**Data extract:**
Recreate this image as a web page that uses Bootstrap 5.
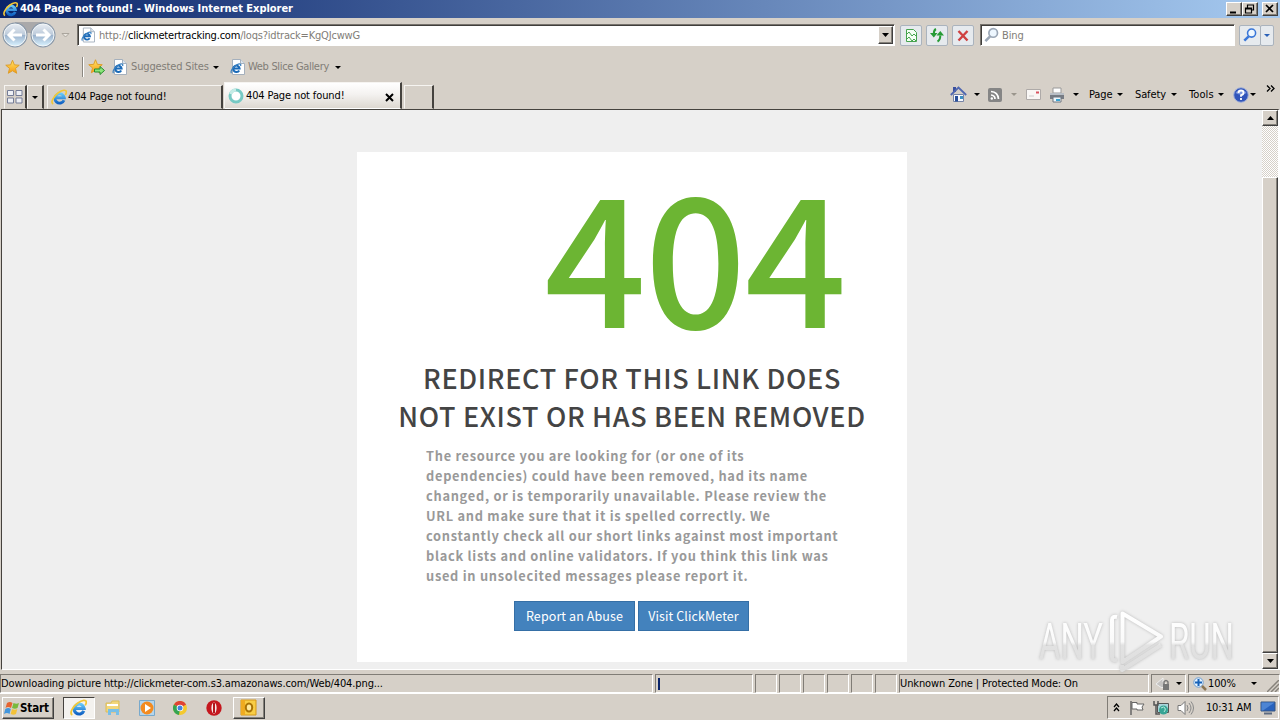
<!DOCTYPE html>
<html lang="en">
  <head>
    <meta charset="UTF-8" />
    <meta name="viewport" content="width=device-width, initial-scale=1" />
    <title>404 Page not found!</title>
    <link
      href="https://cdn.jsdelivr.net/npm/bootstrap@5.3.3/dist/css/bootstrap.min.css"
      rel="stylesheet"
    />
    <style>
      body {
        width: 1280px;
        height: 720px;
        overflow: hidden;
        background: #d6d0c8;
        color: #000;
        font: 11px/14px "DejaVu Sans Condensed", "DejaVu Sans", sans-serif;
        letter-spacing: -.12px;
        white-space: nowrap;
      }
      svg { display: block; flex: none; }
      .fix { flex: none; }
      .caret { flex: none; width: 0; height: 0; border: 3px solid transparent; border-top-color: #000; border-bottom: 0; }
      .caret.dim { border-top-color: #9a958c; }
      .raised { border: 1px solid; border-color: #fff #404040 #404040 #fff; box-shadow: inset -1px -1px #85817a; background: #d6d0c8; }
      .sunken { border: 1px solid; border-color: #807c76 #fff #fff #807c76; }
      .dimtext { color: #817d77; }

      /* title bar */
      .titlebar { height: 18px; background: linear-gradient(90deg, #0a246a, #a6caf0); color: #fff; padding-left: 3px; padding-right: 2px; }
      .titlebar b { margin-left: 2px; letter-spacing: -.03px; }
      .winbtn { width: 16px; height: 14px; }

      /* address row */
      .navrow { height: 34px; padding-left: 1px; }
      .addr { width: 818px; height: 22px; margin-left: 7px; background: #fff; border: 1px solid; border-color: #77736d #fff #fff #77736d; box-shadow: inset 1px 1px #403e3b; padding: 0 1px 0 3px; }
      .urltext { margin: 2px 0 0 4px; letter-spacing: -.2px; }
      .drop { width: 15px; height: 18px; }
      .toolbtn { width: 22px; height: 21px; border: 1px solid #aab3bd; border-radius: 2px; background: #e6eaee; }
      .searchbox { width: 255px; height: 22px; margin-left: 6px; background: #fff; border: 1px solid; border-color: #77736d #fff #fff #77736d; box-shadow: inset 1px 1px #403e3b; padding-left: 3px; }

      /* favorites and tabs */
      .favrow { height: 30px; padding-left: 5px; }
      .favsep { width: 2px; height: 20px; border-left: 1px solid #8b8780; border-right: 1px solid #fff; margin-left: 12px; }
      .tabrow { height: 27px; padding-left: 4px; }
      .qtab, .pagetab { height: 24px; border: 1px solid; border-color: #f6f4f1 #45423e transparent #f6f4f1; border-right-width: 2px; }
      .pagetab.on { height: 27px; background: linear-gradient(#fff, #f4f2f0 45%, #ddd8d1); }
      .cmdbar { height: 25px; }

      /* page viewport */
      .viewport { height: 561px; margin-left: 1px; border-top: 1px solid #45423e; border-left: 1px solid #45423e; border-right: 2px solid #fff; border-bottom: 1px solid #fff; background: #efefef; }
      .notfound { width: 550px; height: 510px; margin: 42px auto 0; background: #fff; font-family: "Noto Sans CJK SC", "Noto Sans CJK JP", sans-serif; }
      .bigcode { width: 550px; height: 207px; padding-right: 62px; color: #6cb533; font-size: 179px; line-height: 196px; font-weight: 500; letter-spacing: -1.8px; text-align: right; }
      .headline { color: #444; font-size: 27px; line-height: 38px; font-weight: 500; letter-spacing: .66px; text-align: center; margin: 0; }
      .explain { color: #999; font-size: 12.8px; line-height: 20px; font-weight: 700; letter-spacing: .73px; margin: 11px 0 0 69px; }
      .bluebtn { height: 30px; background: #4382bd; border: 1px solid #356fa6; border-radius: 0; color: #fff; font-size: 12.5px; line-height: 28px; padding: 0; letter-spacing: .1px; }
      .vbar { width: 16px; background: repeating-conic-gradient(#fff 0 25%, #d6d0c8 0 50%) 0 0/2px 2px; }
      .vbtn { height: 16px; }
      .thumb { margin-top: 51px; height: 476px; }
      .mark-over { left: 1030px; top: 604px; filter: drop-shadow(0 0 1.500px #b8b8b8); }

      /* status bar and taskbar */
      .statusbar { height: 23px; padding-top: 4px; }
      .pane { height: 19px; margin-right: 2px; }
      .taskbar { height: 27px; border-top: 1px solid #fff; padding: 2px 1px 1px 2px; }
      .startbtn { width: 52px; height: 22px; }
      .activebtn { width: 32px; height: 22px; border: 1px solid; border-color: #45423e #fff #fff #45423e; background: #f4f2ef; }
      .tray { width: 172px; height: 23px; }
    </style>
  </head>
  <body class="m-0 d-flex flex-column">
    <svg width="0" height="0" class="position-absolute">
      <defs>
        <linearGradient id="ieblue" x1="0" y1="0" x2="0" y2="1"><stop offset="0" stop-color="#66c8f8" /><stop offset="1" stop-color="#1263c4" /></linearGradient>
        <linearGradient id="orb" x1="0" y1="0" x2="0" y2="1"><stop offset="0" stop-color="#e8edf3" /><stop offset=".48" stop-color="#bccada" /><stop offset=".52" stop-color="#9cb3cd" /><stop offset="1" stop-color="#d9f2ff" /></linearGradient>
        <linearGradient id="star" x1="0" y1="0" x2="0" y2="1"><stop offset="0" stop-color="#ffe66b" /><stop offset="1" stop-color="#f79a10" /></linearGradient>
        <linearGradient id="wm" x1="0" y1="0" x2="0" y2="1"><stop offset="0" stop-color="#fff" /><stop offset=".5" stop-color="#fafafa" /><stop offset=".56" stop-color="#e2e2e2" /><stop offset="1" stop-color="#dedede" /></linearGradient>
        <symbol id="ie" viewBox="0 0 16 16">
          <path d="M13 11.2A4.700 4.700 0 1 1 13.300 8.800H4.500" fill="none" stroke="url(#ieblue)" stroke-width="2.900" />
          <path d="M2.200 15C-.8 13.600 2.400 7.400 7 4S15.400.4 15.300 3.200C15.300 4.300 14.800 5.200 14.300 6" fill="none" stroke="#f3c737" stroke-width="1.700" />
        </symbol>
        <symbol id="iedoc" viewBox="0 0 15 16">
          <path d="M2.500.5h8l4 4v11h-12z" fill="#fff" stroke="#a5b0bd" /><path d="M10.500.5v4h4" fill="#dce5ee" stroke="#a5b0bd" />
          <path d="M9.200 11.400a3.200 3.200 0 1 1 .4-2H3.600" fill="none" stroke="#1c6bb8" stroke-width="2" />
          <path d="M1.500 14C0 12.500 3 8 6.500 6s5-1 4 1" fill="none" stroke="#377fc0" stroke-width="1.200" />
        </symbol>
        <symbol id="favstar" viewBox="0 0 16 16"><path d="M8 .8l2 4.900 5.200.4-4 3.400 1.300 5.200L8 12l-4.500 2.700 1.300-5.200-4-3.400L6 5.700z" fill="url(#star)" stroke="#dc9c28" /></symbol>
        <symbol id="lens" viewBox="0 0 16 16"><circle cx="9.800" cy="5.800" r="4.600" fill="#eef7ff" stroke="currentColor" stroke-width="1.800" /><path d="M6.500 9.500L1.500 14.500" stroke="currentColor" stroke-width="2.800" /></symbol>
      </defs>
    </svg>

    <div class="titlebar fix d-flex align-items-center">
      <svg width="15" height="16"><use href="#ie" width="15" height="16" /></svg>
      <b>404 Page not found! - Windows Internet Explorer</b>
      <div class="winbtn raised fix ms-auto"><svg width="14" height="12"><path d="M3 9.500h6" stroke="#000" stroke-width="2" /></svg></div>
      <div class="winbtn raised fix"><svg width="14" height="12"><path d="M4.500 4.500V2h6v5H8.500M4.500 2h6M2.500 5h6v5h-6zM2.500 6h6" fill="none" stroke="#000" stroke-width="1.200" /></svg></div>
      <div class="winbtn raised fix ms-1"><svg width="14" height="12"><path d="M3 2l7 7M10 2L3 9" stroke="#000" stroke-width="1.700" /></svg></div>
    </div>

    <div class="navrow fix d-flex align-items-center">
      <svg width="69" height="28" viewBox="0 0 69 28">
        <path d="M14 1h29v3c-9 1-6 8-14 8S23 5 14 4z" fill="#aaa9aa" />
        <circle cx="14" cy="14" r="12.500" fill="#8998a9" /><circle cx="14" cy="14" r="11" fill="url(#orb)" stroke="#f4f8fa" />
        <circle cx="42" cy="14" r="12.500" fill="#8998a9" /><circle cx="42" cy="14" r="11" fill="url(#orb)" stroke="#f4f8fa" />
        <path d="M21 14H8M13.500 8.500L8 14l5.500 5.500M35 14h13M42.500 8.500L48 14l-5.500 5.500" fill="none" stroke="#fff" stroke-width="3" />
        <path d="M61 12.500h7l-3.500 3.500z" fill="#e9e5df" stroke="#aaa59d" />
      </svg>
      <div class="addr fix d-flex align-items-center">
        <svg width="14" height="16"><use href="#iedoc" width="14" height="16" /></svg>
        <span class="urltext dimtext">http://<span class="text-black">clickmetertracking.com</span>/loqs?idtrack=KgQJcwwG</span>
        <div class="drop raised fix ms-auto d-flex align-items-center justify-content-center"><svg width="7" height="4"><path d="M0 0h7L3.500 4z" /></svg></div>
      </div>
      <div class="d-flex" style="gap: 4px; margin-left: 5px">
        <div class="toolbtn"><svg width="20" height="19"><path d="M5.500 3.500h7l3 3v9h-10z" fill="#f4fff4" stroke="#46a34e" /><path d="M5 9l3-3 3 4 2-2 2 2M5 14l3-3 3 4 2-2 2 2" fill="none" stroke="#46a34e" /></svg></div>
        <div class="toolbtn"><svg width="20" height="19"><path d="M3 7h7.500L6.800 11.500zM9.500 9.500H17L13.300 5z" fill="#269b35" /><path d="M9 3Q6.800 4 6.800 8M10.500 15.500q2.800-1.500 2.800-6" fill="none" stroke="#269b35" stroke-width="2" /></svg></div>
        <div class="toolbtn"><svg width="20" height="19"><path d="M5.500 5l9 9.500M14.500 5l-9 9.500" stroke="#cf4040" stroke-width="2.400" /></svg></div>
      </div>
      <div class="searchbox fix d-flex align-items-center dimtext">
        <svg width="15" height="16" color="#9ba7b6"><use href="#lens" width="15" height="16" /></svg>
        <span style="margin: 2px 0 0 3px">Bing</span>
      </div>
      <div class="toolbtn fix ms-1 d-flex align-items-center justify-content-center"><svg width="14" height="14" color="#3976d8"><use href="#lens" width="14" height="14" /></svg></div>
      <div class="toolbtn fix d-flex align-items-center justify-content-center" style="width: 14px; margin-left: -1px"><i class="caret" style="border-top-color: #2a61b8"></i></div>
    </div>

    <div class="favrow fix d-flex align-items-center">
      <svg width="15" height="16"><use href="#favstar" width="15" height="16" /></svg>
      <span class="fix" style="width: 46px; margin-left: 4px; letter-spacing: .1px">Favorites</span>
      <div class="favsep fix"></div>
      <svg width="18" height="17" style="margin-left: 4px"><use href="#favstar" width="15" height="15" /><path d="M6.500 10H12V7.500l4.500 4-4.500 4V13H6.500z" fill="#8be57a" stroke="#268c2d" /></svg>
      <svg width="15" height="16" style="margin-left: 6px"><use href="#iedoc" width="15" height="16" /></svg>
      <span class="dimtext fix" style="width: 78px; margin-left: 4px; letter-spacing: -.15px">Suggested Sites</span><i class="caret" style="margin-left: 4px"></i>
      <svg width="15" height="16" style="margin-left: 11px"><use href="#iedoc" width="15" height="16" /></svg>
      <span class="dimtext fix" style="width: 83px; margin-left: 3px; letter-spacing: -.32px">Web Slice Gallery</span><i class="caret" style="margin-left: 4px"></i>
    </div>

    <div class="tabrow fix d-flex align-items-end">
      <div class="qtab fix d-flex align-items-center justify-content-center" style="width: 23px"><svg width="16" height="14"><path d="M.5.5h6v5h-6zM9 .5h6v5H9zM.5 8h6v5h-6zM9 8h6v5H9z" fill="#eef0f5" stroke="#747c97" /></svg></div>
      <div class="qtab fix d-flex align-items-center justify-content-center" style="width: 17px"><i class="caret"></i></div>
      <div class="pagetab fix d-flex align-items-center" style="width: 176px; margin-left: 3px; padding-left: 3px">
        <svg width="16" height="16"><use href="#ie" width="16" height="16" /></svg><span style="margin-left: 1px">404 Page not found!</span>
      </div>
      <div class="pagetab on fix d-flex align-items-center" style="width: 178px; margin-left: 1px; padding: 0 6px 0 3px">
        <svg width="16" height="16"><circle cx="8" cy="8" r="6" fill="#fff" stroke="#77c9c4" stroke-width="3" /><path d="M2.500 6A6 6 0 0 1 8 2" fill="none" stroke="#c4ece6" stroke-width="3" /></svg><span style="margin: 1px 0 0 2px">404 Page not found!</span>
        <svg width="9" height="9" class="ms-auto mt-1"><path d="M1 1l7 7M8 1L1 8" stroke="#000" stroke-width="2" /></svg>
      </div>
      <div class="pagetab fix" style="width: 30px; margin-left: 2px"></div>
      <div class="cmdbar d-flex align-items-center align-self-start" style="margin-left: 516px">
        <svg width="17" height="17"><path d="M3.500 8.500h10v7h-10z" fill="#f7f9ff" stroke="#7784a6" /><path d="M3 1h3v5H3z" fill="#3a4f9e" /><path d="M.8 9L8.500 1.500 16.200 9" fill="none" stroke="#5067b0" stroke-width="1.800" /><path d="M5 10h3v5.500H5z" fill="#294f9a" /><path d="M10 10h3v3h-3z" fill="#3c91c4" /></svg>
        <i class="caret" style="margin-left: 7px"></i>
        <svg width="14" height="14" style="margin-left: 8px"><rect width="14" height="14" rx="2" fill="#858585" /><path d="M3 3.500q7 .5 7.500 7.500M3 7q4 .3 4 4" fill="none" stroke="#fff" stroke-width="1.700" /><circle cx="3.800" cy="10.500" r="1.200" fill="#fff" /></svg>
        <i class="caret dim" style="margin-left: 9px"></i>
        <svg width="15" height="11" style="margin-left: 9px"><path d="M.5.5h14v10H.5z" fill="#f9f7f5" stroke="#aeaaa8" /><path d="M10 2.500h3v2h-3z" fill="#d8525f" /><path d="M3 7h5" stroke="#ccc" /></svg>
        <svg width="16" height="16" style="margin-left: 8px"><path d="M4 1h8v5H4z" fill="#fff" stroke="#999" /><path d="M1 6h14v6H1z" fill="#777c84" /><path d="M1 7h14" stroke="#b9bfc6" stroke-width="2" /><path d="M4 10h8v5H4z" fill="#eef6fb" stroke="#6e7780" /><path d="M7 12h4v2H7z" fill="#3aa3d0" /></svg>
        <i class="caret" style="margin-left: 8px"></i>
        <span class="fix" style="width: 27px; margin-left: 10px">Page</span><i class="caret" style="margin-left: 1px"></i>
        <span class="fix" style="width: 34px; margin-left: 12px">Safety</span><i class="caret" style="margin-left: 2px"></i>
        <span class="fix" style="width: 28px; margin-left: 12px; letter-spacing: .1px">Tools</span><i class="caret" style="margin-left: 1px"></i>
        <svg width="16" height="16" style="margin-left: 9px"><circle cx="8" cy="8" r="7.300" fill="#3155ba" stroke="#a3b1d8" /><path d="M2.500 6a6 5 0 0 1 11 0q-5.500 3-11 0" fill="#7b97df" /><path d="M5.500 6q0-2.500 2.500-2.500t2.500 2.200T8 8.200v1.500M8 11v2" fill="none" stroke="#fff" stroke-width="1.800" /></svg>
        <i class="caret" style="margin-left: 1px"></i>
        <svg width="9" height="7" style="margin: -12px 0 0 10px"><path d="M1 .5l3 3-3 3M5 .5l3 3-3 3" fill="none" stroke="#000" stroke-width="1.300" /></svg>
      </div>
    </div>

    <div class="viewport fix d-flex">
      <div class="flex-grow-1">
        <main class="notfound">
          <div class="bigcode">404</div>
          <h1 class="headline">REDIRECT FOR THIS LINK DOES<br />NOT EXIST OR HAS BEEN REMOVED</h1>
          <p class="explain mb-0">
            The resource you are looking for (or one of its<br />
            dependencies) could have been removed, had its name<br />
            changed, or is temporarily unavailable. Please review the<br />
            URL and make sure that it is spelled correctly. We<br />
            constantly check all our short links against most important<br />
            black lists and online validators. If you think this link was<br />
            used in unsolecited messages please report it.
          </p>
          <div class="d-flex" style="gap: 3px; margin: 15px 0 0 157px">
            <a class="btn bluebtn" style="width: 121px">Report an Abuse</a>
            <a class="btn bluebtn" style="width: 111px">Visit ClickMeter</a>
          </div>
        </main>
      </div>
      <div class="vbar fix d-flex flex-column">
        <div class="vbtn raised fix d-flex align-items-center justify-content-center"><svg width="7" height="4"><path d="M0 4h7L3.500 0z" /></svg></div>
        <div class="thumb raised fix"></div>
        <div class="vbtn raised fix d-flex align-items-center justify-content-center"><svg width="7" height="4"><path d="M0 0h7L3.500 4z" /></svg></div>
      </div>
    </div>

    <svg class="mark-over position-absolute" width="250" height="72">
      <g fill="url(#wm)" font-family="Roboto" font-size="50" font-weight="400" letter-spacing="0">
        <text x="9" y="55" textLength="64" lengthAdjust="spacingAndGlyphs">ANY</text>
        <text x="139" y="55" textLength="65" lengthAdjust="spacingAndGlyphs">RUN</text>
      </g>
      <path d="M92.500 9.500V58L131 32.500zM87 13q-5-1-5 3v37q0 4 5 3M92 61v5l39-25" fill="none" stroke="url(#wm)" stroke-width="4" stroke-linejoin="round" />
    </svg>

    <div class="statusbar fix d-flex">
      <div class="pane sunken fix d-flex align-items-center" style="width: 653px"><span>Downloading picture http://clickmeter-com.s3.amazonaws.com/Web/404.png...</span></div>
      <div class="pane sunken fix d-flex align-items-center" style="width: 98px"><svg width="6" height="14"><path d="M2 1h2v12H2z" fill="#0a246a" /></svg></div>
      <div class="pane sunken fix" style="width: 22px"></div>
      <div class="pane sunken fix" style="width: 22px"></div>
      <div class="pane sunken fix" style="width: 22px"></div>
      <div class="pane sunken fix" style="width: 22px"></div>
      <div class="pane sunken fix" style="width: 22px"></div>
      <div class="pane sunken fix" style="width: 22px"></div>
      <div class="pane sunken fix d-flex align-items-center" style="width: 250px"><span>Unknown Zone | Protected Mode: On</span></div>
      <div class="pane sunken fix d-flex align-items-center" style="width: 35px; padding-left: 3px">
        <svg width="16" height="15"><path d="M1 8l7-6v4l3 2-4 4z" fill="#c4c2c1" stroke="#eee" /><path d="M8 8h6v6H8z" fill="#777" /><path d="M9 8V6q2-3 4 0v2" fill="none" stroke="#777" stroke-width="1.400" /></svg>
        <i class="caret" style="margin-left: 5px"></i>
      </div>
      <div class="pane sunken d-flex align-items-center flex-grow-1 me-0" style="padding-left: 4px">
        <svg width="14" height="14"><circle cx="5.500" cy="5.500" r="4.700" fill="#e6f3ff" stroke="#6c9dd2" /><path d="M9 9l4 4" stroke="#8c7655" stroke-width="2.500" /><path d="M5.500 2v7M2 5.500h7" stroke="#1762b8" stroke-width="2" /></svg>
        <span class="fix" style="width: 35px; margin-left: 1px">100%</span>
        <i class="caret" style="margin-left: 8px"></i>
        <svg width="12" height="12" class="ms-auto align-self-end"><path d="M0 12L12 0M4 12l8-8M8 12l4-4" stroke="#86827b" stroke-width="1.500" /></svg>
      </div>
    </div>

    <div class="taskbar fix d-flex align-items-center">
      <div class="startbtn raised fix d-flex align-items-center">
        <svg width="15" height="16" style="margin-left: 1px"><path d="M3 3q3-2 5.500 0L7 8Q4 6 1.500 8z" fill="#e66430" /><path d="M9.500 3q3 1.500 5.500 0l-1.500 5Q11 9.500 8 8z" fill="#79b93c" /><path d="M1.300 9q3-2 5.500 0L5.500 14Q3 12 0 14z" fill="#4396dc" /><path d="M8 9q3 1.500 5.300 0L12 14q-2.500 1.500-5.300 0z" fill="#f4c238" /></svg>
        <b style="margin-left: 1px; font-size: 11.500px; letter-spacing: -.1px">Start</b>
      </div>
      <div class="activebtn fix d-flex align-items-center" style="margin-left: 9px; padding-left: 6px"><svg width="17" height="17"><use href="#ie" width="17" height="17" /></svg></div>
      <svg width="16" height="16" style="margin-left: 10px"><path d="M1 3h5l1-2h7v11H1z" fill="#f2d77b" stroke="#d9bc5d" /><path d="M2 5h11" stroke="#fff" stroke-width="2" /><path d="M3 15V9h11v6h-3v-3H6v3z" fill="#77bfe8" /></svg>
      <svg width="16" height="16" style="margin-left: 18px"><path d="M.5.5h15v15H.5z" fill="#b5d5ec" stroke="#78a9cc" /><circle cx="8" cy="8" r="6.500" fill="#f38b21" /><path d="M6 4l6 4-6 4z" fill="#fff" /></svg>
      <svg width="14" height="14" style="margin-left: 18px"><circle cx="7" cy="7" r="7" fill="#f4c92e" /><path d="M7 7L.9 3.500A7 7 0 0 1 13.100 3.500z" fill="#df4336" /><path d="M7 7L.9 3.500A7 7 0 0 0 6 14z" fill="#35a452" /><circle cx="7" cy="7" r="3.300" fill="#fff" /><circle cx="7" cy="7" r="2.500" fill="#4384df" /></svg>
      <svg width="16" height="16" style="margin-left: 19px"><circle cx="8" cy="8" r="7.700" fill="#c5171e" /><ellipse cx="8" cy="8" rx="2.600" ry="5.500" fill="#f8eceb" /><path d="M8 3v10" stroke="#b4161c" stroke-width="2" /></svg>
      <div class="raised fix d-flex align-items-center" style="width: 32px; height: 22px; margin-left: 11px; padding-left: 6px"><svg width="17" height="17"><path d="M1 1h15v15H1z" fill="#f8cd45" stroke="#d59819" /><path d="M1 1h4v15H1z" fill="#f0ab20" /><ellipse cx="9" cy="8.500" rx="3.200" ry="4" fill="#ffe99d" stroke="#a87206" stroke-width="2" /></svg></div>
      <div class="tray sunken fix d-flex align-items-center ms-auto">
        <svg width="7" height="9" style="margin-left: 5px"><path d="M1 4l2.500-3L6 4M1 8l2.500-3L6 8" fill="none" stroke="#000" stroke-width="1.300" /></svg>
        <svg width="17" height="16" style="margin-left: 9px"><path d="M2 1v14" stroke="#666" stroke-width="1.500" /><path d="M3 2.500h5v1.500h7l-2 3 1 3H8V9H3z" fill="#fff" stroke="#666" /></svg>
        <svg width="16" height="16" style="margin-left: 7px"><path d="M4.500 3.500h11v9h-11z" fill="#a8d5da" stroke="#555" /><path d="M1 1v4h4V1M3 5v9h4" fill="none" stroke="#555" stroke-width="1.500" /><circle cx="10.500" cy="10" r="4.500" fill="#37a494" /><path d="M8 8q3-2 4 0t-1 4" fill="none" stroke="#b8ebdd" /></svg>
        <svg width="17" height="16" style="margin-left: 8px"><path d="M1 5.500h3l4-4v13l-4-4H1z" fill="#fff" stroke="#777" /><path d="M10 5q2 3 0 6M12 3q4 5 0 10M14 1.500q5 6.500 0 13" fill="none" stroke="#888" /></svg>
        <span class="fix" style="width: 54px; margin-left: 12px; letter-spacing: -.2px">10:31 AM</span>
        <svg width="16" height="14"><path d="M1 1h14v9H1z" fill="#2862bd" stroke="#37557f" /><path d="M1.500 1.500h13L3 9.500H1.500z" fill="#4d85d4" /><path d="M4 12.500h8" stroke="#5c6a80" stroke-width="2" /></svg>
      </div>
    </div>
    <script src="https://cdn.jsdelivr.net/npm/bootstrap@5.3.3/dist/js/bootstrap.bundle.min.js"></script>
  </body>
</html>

**The request:** Find the lines holding "that" and list every one.

**Reply to the exercise:**
Recreate this image as a web page that uses Bootstrap 5.
            URL and make sure that it is spelled correctly. We<br />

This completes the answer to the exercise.